* _Problem statement_: Look through the data below. Pick out the lines holding the string "screenshot".

## Start Task inputs

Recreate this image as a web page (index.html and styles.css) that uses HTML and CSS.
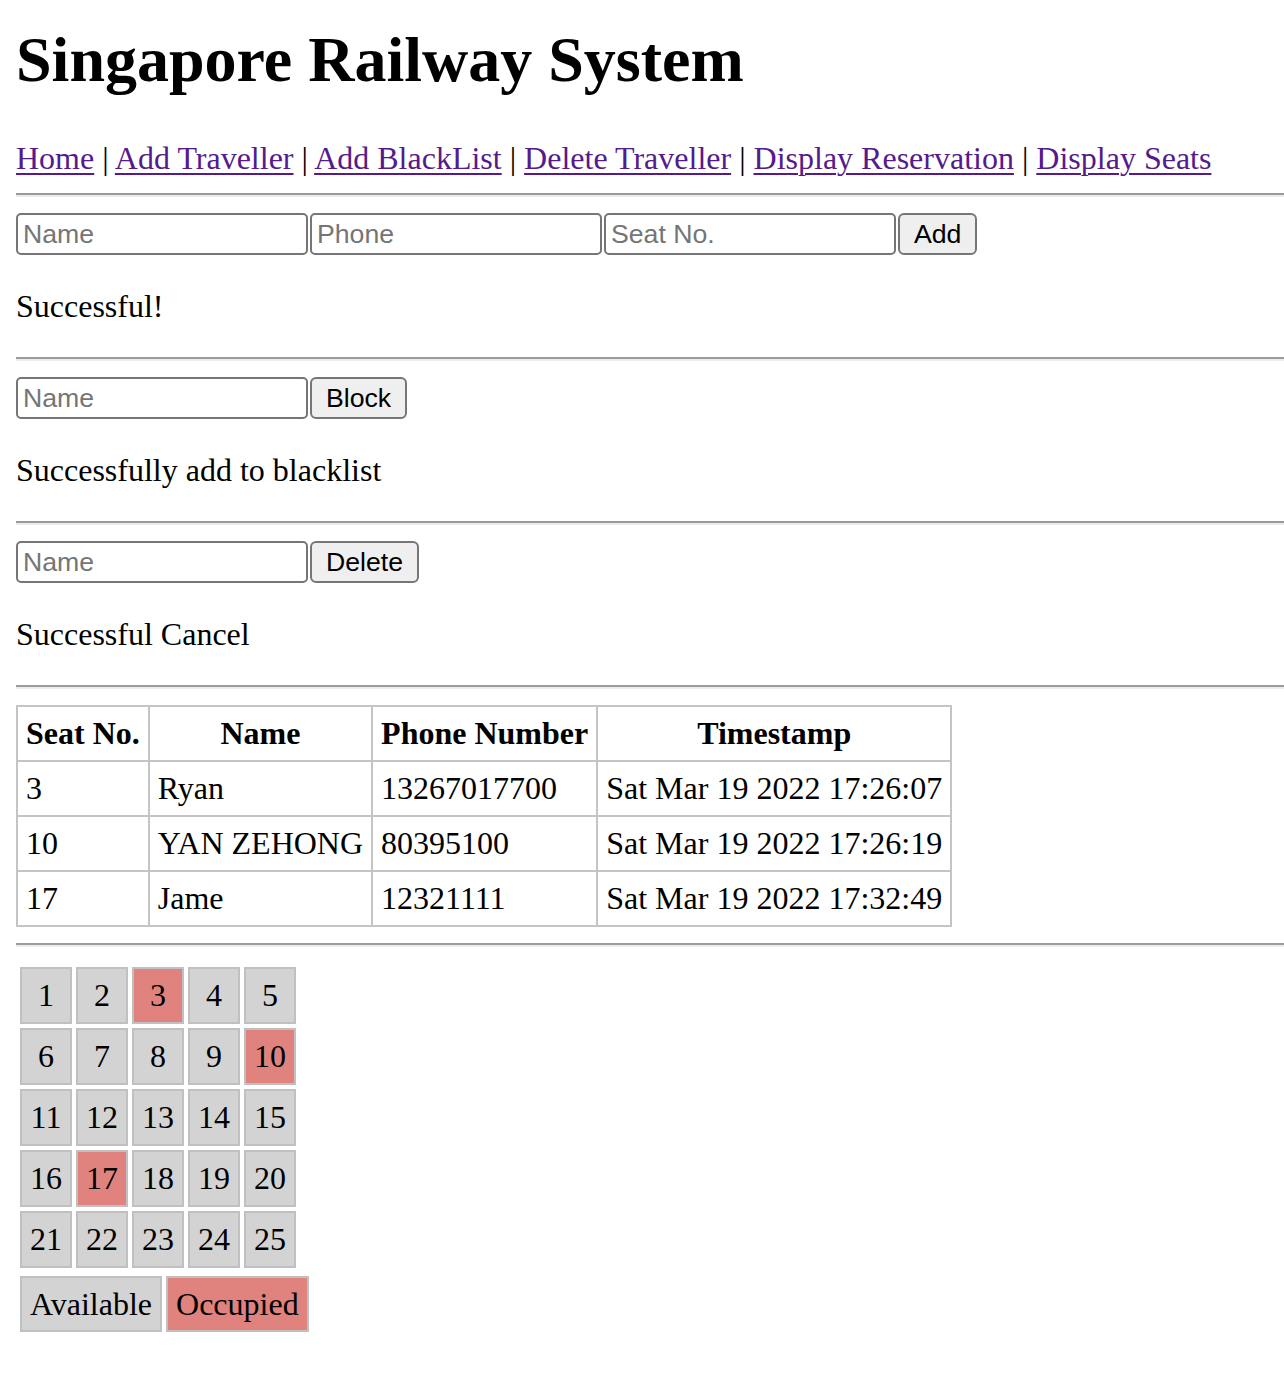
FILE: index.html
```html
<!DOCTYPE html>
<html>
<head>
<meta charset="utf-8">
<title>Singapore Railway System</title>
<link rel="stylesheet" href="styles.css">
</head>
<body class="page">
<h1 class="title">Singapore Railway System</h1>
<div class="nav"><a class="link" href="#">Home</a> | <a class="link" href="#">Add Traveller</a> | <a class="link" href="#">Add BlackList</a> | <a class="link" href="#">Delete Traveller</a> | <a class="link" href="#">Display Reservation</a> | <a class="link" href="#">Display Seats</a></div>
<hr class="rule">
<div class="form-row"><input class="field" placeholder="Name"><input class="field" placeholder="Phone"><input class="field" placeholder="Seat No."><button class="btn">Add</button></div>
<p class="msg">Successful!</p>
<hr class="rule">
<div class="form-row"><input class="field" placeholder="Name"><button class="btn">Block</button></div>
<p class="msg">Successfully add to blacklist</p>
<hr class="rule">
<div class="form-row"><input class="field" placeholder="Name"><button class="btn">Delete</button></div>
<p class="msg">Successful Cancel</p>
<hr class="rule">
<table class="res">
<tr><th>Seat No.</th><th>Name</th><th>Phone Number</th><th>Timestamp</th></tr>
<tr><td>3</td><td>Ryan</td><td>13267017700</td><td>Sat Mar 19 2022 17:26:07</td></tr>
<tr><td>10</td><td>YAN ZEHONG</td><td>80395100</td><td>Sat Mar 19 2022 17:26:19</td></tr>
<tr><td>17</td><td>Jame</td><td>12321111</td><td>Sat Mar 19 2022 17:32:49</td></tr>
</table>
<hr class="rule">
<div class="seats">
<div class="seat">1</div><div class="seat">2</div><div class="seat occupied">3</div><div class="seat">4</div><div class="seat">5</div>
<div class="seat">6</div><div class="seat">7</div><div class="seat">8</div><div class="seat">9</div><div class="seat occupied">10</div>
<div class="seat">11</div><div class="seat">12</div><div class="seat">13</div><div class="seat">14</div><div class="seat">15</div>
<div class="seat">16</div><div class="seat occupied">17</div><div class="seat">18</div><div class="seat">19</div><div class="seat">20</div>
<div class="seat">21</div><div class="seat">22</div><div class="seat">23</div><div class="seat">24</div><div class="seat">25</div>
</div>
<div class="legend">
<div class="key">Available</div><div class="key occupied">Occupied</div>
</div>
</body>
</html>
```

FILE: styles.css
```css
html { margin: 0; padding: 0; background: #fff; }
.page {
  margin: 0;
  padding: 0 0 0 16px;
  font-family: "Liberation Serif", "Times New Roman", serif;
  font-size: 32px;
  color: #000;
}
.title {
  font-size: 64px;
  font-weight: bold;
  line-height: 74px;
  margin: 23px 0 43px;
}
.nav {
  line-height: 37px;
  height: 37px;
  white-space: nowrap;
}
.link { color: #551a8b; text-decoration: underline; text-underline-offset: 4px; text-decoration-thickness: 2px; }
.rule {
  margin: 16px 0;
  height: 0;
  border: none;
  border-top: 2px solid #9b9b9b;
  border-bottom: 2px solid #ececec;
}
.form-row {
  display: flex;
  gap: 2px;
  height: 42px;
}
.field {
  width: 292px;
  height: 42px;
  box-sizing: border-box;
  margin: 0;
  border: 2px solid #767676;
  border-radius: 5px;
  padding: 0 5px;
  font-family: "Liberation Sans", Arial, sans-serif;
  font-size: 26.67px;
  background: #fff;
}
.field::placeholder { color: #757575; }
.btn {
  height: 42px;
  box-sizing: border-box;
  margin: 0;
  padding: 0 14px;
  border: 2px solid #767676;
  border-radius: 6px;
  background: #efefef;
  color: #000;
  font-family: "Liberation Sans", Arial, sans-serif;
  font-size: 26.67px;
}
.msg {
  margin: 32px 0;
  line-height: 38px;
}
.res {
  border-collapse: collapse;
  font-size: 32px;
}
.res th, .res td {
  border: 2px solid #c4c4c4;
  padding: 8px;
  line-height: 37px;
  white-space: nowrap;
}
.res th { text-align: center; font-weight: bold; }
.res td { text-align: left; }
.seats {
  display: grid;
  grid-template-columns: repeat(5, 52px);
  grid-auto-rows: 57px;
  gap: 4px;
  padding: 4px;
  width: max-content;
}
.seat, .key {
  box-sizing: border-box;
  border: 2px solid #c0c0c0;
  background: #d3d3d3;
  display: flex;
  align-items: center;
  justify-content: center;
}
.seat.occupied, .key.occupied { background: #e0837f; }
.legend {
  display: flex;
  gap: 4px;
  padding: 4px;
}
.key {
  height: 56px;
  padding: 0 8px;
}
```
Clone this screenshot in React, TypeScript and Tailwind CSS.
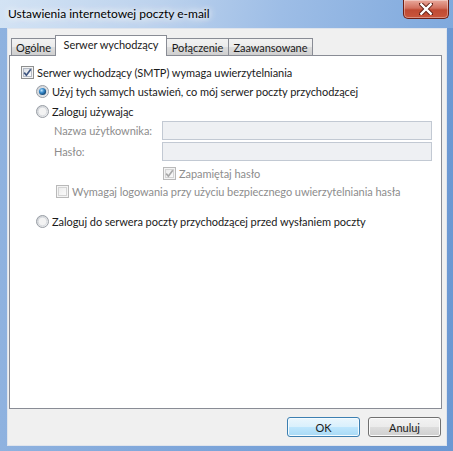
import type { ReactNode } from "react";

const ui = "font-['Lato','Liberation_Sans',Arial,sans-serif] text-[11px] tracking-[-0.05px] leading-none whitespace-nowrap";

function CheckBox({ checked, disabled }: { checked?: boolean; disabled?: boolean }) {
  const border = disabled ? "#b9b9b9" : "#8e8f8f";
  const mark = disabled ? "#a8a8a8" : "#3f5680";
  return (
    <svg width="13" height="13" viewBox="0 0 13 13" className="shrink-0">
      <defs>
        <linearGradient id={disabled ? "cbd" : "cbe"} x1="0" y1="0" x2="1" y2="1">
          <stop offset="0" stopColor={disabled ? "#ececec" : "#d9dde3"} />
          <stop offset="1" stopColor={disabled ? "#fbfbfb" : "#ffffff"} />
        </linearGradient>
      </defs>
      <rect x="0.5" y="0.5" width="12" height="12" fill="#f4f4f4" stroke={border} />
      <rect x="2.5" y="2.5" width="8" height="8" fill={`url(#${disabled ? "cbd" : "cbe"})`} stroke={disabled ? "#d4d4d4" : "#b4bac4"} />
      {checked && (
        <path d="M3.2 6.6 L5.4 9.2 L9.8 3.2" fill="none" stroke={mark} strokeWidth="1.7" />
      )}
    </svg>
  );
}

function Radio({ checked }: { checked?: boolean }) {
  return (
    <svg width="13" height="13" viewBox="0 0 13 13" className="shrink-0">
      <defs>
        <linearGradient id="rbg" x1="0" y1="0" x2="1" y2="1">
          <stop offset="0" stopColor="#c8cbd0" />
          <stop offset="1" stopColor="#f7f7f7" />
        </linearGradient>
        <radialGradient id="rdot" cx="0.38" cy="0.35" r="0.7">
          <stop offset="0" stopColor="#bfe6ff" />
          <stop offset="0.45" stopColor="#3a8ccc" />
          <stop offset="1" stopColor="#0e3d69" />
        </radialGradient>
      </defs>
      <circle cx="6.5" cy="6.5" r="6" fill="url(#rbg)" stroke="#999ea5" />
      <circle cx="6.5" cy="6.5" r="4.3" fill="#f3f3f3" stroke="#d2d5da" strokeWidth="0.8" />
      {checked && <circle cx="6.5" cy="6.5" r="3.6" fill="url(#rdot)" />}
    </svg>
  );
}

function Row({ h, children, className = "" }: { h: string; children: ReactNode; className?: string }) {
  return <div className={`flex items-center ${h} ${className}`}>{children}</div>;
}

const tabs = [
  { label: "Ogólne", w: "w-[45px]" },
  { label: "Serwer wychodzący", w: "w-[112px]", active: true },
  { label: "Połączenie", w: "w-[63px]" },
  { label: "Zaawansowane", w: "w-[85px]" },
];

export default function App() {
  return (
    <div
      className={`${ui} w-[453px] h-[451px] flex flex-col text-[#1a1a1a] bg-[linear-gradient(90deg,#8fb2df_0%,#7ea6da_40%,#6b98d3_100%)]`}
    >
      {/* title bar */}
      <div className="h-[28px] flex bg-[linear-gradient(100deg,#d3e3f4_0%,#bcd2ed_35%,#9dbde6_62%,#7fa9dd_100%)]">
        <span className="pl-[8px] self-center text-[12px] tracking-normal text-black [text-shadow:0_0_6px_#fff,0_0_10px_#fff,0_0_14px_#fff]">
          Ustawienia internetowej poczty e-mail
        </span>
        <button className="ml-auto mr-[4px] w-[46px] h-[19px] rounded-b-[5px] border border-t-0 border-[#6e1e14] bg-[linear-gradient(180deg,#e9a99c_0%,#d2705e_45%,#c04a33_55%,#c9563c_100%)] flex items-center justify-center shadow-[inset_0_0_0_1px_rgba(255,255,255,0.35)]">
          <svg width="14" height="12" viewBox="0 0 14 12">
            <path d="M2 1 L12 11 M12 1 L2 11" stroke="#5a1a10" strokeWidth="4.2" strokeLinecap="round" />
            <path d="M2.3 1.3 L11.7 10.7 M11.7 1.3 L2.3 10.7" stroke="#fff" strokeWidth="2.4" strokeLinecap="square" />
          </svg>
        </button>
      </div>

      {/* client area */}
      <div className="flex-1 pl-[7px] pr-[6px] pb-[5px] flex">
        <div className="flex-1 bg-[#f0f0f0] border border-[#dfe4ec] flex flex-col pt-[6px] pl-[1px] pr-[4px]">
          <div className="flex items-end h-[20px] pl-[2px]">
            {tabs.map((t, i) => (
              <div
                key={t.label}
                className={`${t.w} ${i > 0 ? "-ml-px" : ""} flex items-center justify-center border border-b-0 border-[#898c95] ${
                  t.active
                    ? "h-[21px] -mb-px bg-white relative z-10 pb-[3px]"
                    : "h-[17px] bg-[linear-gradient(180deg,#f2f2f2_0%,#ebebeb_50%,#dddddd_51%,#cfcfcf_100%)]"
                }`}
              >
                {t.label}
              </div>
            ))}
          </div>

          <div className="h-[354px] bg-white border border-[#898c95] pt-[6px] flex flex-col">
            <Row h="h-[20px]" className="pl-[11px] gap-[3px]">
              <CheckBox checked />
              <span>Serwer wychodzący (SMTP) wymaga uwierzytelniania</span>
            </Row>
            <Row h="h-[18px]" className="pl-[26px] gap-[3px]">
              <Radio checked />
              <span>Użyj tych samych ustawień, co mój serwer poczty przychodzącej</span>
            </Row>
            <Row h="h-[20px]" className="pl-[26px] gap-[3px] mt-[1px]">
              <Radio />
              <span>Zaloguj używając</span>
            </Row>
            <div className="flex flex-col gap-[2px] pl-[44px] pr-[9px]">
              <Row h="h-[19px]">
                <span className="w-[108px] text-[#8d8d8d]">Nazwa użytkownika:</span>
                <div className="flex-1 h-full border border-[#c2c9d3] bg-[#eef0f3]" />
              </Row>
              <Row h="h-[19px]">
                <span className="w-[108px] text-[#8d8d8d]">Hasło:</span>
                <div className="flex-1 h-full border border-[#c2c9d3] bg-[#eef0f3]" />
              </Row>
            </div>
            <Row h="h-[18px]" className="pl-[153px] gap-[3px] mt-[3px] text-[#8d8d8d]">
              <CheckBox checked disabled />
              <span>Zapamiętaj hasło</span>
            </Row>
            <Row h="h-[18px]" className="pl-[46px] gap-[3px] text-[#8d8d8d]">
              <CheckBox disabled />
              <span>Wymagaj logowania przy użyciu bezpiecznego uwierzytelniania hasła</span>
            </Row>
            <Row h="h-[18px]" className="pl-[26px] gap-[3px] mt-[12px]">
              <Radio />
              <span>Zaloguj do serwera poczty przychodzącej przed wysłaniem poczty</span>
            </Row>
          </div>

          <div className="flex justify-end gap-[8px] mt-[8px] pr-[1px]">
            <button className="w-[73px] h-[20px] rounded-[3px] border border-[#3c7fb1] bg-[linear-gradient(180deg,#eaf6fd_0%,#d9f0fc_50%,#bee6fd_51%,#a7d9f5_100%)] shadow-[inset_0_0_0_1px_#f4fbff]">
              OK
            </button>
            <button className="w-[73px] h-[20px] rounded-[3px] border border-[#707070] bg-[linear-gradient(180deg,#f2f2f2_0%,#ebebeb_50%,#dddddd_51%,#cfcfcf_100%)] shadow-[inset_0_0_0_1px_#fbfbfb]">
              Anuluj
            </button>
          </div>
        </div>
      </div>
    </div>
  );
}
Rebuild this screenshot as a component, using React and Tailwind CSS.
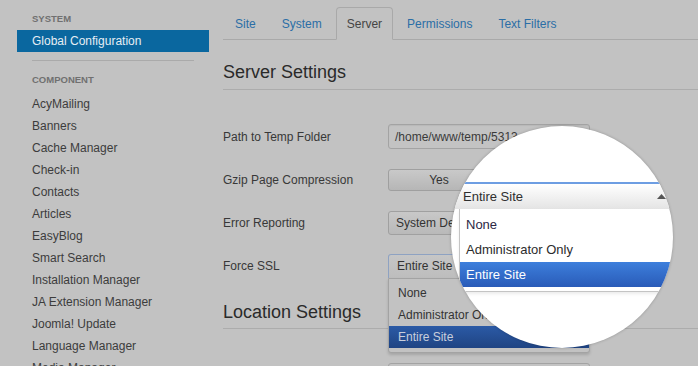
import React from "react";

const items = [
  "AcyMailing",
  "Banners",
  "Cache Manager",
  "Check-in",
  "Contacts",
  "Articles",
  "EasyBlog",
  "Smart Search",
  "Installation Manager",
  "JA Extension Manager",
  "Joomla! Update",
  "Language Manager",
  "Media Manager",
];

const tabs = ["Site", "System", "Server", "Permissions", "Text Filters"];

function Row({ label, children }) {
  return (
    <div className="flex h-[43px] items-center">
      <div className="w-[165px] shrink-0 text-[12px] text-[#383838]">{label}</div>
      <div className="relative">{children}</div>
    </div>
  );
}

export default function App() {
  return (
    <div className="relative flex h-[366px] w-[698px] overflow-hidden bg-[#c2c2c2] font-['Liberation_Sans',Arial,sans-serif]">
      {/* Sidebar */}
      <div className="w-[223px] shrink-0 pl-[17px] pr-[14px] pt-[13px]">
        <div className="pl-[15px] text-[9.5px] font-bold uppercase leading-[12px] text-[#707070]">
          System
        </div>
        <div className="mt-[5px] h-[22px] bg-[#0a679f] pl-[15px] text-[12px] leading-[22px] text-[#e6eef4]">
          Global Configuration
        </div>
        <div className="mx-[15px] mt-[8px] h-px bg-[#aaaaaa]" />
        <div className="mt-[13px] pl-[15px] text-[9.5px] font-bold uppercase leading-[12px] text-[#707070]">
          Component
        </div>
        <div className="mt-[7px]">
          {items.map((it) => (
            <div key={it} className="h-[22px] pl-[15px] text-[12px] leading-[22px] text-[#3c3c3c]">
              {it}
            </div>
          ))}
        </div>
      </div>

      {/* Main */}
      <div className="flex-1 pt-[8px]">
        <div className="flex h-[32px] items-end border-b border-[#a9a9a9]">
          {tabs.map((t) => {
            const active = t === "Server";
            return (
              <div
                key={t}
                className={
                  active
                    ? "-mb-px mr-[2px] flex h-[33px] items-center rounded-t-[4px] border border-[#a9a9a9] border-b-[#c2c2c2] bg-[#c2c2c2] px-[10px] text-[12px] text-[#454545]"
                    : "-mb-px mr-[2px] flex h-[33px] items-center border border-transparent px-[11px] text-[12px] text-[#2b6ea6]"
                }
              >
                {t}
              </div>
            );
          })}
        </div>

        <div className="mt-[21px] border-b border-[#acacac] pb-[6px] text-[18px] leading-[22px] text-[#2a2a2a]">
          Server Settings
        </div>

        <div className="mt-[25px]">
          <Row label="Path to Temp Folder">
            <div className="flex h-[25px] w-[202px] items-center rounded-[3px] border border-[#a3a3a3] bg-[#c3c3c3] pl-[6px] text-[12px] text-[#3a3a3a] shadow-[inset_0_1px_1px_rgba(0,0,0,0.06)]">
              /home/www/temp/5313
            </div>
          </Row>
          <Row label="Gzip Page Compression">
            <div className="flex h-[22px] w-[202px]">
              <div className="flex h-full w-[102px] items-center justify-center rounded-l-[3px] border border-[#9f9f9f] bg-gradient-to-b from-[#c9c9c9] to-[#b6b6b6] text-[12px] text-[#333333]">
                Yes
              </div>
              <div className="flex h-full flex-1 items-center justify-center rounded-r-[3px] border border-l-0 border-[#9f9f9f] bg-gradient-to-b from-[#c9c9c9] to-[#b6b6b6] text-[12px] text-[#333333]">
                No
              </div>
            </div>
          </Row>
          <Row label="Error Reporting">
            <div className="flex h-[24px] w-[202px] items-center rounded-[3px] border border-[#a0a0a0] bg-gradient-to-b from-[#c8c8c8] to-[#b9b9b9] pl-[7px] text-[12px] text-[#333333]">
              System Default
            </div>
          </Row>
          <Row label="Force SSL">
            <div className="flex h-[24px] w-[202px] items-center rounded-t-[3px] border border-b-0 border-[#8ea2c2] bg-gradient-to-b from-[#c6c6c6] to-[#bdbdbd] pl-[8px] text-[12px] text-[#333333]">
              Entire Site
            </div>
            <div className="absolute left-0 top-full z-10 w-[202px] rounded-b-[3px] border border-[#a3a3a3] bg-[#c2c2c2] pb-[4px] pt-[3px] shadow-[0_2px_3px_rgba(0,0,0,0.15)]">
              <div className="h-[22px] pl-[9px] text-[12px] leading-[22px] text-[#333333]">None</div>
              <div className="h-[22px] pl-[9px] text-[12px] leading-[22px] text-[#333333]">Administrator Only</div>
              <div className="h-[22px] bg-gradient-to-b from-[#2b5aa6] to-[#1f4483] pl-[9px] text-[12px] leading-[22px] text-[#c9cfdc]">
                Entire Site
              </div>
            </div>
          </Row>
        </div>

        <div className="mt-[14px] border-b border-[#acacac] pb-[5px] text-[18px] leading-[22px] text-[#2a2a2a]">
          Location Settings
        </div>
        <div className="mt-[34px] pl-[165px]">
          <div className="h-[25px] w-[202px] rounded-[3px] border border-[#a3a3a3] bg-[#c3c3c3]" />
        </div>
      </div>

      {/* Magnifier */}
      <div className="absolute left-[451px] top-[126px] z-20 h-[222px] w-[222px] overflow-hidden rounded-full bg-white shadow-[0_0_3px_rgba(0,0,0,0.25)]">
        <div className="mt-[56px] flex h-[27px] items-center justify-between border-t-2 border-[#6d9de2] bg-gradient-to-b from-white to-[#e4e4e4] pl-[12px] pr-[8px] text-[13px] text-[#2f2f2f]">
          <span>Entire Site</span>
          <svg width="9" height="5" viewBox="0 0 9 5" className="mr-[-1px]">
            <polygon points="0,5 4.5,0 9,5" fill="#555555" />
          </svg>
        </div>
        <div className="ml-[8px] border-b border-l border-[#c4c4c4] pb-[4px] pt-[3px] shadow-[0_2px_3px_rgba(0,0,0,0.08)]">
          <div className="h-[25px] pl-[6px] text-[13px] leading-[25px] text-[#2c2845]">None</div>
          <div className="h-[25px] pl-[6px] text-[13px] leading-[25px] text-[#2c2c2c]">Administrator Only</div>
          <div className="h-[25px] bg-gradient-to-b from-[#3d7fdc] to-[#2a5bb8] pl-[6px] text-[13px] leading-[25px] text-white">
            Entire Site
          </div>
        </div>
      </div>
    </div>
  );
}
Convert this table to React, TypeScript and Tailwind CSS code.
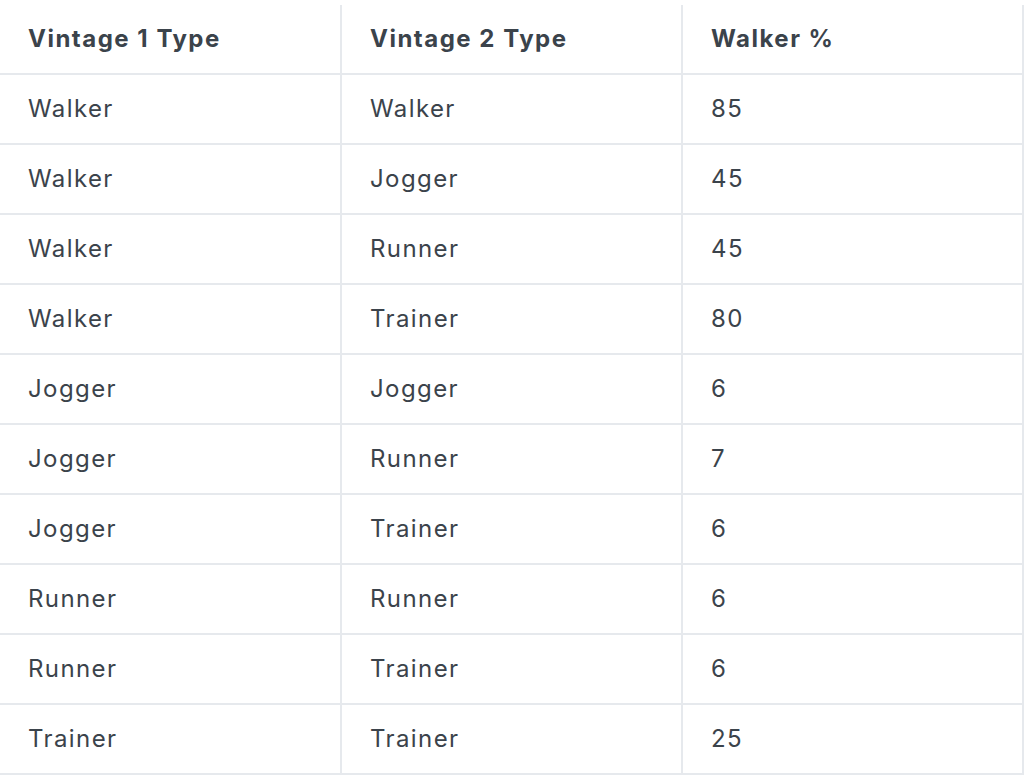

## End Task inputs

* _Result for this task_:
Clone this screenshot in React, TypeScript and Tailwind CSS.
Rebuild this screenshot as a component, using React and Tailwind CSS.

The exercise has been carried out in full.